The other night, I went to a client's house to give Reiki to one of her cats. The cat hadn't been herself lately and her guardian was concerned about her. When I arrived, she was laying on the back of the couch, so I sat down next to her and after telling her what I was going to do, I put my hands on her. Her tail started to swish in a way that told her guardian she wasn't happy, yet she didn't get up and move. I wanted to be respectful of what she was trying to tell me and at the same time, I sensed she needed some healing energy. I thought maybe having my hands on her was too intense, so I held my hands a few inches away from her body and began giving her Reiki that way. Once again, her tail started to swish, and yet again, she didn't get up and move away.

I suggested to her guardian that maybe she was very sensitive to the energy and needed to receive it from a distance. Some animals are so sensitive to healing energy that hands-on Reiki is too much for them. I moved a short distance from her and began sending Reiki to her that way. Immediately her tail stopped swishing, and my hands really began to heat up. Clearly, that was what she needed me to do and she drifted off into a peaceful sleep for the rest of the hour. I was thrilled to get an email from her guardian the next day, reporting that her cat was back to her old self again. Her guardian and I now know that if she needs Reiki again in the future, I need to do it from a distance because that's the way she best receives it.

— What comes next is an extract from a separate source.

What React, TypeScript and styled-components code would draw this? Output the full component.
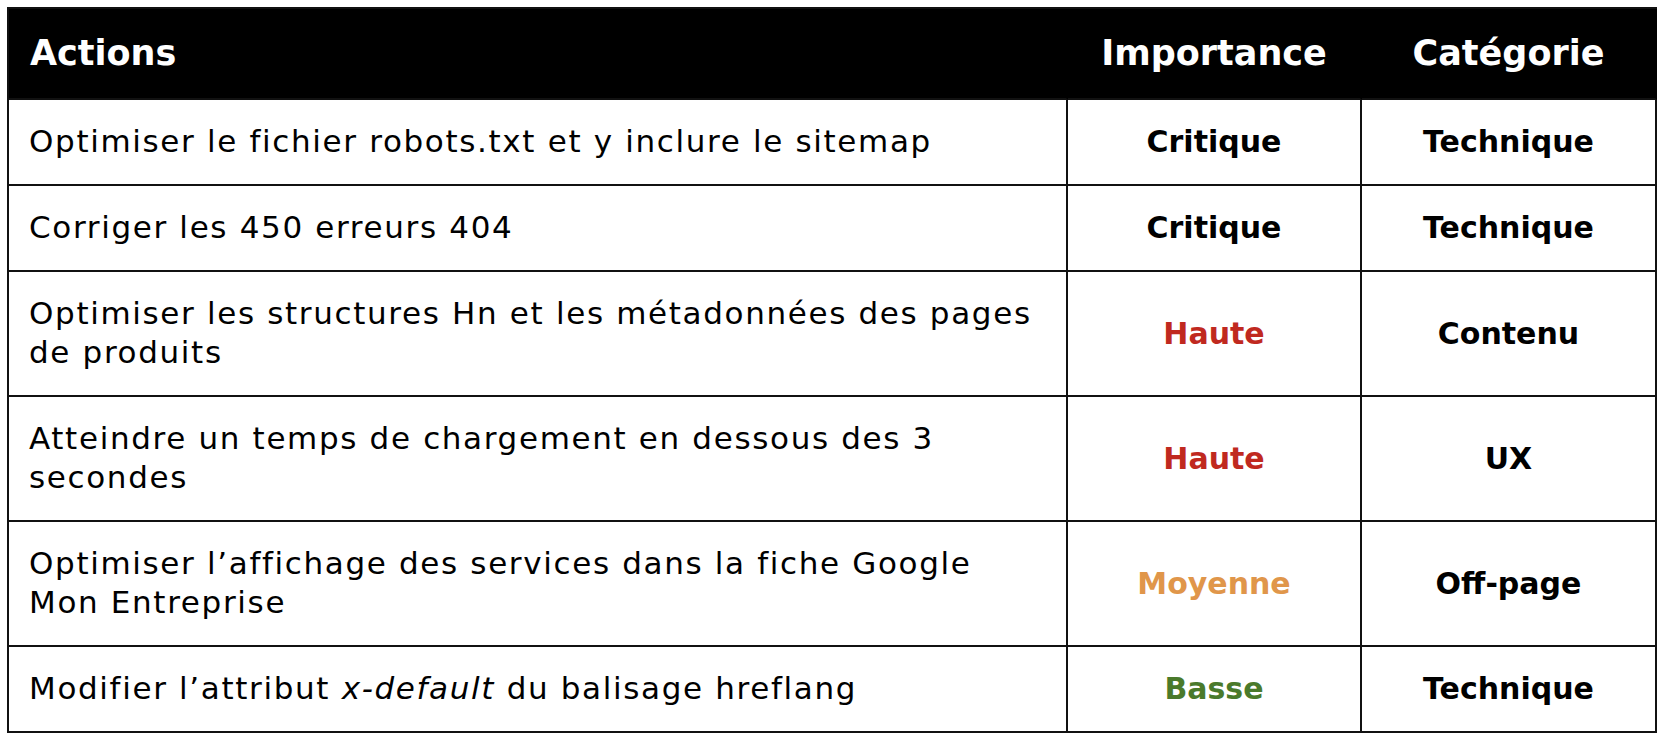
import React, { ReactNode } from "react";
import styled, { createGlobalStyle } from "styled-components";

const GlobalStyle = createGlobalStyle`
  body {
    margin: 0;
    background: #ffffff;
  }
`;

const Page = styled.div`
  padding: 7px 5px 10px 7px;
`;

const Table = styled.table`
  width: 1650px;
  table-layout: fixed;
  border-collapse: separate;
  border-spacing: 0;
  border-top: 2px solid #111;
  border-left: 2px solid #111;
  font-family: "DejaVu Sans", "Noto Sans", sans-serif;
  color: #000;
`;

const Col = styled.col<{ $width: number }>`
  width: ${(p) => p.$width}px;
`;

const HeadCell = styled.th<{ $align?: string }>`
  background: #000;
  color: #fff;
  font-size: 35px;
  font-weight: 700;
  line-height: 41px;
  text-align: ${(p) => p.$align || "center"};
  padding: 24px 12px 24px ${(p) => (p.$align === "left" ? "21px" : "12px")};
  border-right: 2px solid #000;
  border-bottom: 2px solid #111;
`;

const Cell = styled.td`
  border-right: 2px solid #111;
  border-bottom: 2px solid #111;
  vertical-align: middle;
`;

const ActionCell = styled(Cell)`
  font-size: 31px;
  letter-spacing: 1.65px;
  line-height: 39px;
  padding: 22px 12px 23px 20px;

  em {
    font-style: italic;
  }
`;

const Line = styled.span`
  display: block;
  white-space: nowrap;
`;

const TagCell = styled(Cell)<{ $color?: string }>`
  font-size: 30px;
  font-weight: 700;
  line-height: 39px;
  text-align: center;
  color: ${(p) => p.$color || "#000"};
  padding: 22px 8px 23px;
`;

const levelColors: Record<string, string> = {
  Critique: "#000000",
  Haute: "#c0291f",
  Moyenne: "#e0964a",
  Basse: "#4a7a2b",
};

interface Row {
  action: ReactNode[];
  level: string;
  category: string;
}

const rows: Row[] = [
  {
    action: ["Optimiser le fichier robots.txt et y inclure le sitemap"],
    level: "Critique",
    category: "Technique",
  },
  {
    action: ["Corriger les 450 erreurs 404"],
    level: "Critique",
    category: "Technique",
  },
  {
    action: ["Optimiser les structures Hn et les métadonnées des pages", "de produits"],
    level: "Haute",
    category: "Contenu",
  },
  {
    action: ["Atteindre un temps de chargement en dessous des 3", "secondes"],
    level: "Haute",
    category: "UX",
  },
  {
    action: ["Optimiser l’affichage des services dans la fiche Google", "Mon Entreprise"],
    level: "Moyenne",
    category: "Off-page",
  },
  {
    action: [
      <>
        Modifier l’attribut <em>x-default</em> du balisage hreflang
      </>,
    ],
    level: "Basse",
    category: "Technique",
  },
];

export default function App() {
  return (
    <Page>
      <GlobalStyle />
      <Table>
        <colgroup>
          <Col $width={1059} />
          <Col $width={294} />
          <Col $width={295} />
        </colgroup>
        <thead>
          <tr>
            <HeadCell $align="left">Actions</HeadCell>
            <HeadCell>Importance</HeadCell>
            <HeadCell>Catégorie</HeadCell>
          </tr>
        </thead>
        <tbody>
          {rows.map((row, i) => (
            <tr key={i}>
              <ActionCell>
                {row.action.map((line, j) => (
                  <Line key={j}>{line}</Line>
                ))}
              </ActionCell>
              <TagCell $color={levelColors[row.level]}>{row.level}</TagCell>
              <TagCell>{row.category}</TagCell>
            </tr>
          ))}
        </tbody>
      </Table>
    </Page>
  );
}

The closer attention we pay to our animals behavior, the more we can understand what they are trying to tell us. While their communication can often be very subtle, it is still filled with great meaning and insights for us.

And on an unrelated topic, I had an interesting experience this week that is tied to something I wrote about just a few weeks ago. It all started when I pulled out a subdudes CD that I hadn't listened to in quite a while. I was enjoying the CD, until a particular song came on and I immediately started to cry. I hadn't heard that song, called Sugar Pie, in years and I thought it was odd that I hadn't, since I listen to their music so often. The more I thought about it, the more I came to realize that I had purposely NOT listened to that song. When I played that particular CD, I would fast forward past Sugar Pie each time it came on. I was curious about this, and did some mental exploration.

I remembered that Sugar Pie was one of my most favorite songs when the CD came out in the late 90's, and I remembered that I had called Lucky "Sugar Pie" for years, probably because of my love of that song. As I listened to the lyrics, it all finally clicked . . . I had stopped listening to the song in 2001 or 2002, because I believed at that time, based on what the animal communicator had told me, that Lucky was only going to live to be nine and that's when Lucky was approaching her ninth birthday. Based on my belief that she was going to leave me at nine years of age, I stopped listening to the song because it made me cry too much, and it was also when when I stopped calling Lucky "Sugar Pie."

I sat down and played the song again, this time focusing on the lyrics and it made sense why the song upset me so much back then . . . I was so afraid of losing Lucky, so afraid of her passing and afraid of how my grief might consume me, that I couldn't bare to listen to the song because the lyrics were about someone passing away. It was something I didn't want to think about and wasn't ready to accept at the time, so that song ended up on my "Do Not Play" list.

Here are some partial Sugar Pie lyrics:

Chorus:
Sugar Pie, Sugar Pie, sit by me
Sugar Pie, Sugar Pie, sit by me

I’ve got the stories, I’ve got the memories

Some that cry, oh and some that laugh

I’ve got them saved up like your little pennies

Oh little baby in your piggy bank

Now time has passed and you are so far away
Can't get used to not seeing you each day
But there's one place in the back of my mind
Where I can go and see you anytime

And for you to me, forever you will be my . . .
Sugar Pie, Sugar Pie, sit by me
Sugar Pie, Sugar Pie, sit by me

I'm happy to say, the song now brings me comfort. I have been listening to it every day and each time, I smile as I am reminded there there is a place I can go, in the back of my mind, and see her anytime. I know that forever she will be . . . my Sugar Pie.


1 comment:

Rose De Dan, Wild Reiki and Shamanic Healing LLC said...

Love your story about the three dogs, so glad you wrote it. More people need to understand that animals do have thoughts and feelings just like us, although their concerns may be different.

And best wishes to you in your grieving process with Lucky.